**Exercise brief**: Check each line of the listing below for the string "styles", and copy the ones that have it.

── Dataset excerpt

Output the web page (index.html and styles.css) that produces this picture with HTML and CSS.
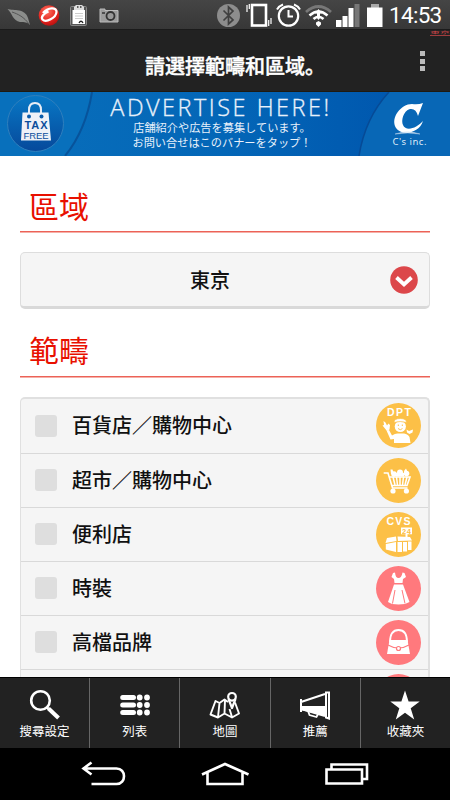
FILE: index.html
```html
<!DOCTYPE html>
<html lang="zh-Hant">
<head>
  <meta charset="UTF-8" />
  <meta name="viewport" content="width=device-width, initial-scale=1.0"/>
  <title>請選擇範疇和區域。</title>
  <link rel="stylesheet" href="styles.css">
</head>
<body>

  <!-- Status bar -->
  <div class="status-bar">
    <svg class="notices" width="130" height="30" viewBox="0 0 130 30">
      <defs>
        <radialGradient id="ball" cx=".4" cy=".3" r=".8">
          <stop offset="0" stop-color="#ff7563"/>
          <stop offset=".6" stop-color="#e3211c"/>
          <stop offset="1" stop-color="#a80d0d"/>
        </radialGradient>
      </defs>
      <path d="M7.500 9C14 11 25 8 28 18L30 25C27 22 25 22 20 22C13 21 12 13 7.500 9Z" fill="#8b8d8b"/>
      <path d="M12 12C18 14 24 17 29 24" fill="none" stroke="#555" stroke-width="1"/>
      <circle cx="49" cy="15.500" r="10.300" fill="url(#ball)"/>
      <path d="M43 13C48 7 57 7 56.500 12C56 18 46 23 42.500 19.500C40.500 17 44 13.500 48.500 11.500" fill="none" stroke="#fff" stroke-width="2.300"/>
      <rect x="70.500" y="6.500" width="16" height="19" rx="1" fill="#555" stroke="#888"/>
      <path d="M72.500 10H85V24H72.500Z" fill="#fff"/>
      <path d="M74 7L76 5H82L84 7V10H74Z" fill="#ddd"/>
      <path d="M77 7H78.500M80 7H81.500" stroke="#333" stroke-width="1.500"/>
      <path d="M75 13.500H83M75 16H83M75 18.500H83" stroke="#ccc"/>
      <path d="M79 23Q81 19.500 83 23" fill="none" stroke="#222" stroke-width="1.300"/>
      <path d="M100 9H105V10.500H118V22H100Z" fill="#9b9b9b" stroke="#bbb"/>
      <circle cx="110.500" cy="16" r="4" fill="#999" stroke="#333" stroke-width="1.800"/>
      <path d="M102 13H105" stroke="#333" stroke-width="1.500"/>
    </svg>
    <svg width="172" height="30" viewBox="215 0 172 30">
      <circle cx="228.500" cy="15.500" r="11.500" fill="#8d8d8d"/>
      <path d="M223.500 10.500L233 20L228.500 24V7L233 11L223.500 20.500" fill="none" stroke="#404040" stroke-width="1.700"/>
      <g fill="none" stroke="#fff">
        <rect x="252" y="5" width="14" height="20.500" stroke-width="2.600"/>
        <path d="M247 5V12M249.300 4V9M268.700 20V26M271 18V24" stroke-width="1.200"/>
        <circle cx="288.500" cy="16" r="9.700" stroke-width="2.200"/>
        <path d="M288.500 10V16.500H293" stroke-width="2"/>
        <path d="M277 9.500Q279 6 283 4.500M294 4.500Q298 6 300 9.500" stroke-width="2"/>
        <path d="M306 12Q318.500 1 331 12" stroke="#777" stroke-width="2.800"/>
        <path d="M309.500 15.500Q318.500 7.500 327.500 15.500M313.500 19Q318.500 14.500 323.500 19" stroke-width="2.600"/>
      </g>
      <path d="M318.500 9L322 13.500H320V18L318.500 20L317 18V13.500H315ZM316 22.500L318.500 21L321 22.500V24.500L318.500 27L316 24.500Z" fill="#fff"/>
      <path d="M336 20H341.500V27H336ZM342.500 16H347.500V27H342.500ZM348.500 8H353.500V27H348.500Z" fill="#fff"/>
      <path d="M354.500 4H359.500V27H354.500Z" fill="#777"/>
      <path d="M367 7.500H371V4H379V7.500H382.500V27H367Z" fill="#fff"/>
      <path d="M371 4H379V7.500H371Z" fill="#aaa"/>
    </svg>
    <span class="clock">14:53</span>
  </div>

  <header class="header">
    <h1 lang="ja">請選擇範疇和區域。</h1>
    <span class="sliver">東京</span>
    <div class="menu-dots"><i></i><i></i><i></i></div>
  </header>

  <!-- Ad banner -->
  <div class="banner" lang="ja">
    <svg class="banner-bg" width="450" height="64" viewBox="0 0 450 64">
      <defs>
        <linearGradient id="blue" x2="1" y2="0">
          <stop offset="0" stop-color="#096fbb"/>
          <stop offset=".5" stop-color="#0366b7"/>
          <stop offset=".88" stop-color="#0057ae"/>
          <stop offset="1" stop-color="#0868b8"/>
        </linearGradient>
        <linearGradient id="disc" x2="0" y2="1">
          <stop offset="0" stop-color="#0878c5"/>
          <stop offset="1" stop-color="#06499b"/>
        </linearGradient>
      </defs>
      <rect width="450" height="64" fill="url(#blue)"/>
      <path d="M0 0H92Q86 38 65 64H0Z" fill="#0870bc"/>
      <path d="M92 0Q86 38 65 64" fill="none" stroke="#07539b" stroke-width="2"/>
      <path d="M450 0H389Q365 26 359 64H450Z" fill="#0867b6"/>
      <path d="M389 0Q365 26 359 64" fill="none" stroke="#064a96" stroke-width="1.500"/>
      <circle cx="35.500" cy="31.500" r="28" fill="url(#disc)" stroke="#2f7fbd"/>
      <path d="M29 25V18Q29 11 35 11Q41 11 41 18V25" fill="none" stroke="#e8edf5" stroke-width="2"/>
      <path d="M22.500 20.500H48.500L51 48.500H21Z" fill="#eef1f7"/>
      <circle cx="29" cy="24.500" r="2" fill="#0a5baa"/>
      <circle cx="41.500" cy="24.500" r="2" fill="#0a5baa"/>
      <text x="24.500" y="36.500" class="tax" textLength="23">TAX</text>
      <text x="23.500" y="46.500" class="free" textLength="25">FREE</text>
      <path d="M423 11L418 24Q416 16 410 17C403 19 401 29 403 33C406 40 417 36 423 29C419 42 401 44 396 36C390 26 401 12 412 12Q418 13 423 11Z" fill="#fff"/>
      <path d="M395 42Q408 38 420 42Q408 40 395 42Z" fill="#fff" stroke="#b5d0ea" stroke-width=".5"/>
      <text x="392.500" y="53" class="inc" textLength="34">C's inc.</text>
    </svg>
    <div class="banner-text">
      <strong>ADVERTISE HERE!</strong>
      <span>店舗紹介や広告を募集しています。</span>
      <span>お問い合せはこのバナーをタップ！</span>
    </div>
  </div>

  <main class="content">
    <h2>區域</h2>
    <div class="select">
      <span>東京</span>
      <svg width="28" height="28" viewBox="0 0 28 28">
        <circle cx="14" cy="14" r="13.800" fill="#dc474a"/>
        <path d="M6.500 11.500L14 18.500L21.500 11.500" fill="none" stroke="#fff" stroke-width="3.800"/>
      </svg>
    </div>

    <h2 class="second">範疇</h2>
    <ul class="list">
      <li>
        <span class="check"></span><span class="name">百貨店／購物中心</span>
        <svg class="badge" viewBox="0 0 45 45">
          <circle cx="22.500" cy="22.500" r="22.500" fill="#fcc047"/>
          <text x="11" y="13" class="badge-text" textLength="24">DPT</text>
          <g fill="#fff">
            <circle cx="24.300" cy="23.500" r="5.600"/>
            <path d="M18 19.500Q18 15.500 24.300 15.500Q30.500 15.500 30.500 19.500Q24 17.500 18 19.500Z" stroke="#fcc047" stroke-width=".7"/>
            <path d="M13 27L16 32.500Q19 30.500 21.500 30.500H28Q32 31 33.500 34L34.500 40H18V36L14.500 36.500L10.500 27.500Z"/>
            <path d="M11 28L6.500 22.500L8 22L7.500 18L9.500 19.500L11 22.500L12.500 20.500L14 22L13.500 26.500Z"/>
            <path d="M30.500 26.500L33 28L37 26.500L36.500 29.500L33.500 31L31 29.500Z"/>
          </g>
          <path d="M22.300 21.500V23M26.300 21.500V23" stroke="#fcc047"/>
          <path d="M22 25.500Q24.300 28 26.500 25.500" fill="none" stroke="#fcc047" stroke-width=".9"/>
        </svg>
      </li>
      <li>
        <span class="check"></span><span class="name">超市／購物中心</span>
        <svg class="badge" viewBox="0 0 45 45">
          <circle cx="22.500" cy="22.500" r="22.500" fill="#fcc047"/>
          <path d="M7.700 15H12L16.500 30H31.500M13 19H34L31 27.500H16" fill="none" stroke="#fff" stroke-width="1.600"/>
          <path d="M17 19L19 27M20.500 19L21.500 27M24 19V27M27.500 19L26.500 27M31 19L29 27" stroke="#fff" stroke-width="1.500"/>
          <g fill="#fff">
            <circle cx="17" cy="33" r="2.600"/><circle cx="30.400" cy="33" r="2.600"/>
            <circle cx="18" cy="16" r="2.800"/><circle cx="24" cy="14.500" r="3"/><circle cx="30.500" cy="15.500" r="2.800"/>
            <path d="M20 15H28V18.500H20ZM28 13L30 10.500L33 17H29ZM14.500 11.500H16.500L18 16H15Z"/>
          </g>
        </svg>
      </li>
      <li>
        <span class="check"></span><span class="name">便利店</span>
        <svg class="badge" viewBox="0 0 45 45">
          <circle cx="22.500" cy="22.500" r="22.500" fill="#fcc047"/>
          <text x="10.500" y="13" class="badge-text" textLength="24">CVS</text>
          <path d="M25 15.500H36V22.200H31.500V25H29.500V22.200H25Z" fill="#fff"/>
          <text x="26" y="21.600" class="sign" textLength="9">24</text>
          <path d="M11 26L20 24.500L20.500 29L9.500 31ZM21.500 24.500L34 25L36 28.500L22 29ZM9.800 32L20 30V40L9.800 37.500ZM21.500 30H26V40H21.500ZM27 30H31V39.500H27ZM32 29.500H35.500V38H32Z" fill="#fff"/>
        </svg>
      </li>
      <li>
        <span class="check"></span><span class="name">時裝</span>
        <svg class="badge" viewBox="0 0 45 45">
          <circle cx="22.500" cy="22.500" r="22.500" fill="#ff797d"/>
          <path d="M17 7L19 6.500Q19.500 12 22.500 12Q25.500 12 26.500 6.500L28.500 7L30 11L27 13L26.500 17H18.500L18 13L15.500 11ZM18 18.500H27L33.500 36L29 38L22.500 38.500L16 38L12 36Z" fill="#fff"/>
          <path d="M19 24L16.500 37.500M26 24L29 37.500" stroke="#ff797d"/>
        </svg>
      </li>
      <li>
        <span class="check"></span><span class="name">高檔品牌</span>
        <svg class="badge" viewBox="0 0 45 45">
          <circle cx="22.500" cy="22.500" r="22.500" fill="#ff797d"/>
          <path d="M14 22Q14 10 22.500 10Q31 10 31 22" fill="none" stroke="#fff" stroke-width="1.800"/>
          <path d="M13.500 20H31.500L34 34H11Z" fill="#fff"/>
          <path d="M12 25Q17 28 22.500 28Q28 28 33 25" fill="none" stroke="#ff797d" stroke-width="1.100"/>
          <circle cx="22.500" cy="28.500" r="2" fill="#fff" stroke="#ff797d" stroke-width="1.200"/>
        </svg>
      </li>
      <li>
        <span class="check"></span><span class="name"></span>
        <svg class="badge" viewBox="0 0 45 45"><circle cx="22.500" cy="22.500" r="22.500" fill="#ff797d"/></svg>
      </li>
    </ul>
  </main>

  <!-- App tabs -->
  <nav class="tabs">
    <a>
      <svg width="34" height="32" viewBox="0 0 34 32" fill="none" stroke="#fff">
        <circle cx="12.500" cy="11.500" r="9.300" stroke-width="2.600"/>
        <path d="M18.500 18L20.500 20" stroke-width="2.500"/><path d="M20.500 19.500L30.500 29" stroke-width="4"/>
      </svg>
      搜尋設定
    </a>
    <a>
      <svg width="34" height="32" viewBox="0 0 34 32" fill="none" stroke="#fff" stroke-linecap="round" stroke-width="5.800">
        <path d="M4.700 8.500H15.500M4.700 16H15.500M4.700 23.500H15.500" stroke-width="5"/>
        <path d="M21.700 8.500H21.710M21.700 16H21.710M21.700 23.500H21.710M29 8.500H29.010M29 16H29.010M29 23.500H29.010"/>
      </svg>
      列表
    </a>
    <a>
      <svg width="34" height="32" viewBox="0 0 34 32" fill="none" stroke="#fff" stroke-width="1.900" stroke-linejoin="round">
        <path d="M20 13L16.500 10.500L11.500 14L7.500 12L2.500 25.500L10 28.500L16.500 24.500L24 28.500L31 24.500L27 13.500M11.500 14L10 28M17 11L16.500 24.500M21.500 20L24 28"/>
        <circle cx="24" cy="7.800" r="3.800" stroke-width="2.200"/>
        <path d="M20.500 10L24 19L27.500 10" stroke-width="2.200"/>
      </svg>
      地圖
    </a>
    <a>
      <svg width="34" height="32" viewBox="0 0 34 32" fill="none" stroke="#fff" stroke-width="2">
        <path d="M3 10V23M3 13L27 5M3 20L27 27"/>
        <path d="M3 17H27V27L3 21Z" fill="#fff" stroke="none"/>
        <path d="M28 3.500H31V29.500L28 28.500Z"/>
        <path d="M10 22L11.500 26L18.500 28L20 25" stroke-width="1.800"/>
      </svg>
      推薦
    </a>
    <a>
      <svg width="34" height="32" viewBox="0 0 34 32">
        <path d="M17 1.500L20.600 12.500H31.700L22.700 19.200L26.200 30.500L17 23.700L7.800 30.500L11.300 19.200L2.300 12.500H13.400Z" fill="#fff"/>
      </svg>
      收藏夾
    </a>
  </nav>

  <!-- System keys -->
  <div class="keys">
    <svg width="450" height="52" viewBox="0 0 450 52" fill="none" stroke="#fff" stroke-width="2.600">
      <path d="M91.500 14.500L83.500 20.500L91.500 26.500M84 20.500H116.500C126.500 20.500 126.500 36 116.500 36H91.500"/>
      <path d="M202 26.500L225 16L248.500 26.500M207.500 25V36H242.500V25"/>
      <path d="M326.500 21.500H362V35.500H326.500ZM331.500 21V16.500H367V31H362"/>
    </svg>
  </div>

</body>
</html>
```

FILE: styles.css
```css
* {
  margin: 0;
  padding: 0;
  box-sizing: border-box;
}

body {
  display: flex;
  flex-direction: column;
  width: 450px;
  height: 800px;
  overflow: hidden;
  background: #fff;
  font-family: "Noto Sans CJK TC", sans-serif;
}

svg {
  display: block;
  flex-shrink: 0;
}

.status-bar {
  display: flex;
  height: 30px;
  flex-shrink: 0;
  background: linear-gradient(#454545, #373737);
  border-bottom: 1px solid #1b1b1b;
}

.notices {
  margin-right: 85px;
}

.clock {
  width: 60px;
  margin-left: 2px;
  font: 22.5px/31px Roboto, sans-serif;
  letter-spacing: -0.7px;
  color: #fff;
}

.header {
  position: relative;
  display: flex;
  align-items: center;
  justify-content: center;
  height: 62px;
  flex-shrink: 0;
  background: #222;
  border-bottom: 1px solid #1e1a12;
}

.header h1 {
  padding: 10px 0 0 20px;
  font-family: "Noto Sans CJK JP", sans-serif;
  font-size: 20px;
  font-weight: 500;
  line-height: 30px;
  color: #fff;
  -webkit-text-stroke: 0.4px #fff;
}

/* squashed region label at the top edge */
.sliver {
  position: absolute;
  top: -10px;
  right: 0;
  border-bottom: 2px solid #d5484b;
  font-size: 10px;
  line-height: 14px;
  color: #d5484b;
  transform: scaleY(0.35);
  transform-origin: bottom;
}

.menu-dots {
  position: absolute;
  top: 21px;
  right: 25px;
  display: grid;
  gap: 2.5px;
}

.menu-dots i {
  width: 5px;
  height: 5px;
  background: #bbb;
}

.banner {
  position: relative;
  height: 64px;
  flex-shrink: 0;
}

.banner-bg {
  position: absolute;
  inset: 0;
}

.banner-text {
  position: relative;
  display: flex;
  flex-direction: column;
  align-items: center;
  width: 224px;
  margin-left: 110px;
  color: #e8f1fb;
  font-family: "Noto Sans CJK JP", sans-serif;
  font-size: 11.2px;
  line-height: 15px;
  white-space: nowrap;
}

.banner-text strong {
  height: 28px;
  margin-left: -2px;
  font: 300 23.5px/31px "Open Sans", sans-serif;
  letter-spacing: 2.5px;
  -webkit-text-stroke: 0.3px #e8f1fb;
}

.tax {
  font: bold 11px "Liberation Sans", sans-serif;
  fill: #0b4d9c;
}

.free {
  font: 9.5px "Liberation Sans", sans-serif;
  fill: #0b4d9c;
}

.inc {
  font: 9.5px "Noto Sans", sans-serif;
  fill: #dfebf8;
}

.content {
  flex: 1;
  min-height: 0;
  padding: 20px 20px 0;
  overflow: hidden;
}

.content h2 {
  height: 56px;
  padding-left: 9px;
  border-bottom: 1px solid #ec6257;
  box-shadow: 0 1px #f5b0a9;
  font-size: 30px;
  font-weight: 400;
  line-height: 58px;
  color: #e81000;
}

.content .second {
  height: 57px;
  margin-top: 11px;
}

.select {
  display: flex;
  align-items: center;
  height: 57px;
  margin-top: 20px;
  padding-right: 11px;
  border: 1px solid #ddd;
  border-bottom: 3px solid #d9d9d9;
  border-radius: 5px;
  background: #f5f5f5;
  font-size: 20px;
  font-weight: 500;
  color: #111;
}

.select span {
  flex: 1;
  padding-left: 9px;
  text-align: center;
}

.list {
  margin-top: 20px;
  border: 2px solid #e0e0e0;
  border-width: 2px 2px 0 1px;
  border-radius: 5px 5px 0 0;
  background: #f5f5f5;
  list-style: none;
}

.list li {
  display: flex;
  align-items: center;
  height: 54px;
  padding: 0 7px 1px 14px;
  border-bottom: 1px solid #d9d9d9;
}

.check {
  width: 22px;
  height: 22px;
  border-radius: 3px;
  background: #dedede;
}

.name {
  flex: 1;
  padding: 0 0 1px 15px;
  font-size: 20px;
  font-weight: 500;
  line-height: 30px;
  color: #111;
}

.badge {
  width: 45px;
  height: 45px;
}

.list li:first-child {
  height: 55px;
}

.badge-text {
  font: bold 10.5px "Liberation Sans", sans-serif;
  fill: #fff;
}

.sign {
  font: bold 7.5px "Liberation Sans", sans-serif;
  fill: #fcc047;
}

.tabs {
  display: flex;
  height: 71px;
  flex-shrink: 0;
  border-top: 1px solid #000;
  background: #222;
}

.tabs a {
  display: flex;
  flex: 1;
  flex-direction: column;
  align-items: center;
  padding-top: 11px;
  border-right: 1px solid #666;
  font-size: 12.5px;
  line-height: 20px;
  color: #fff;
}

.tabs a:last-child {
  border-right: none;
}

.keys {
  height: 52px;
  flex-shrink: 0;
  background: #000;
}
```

────

**Response to the task**:
Output the web page (index.html and styles.css) that produces this picture with HTML and CSS.
  <link rel="stylesheet" href="styles.css">
FILE: styles.css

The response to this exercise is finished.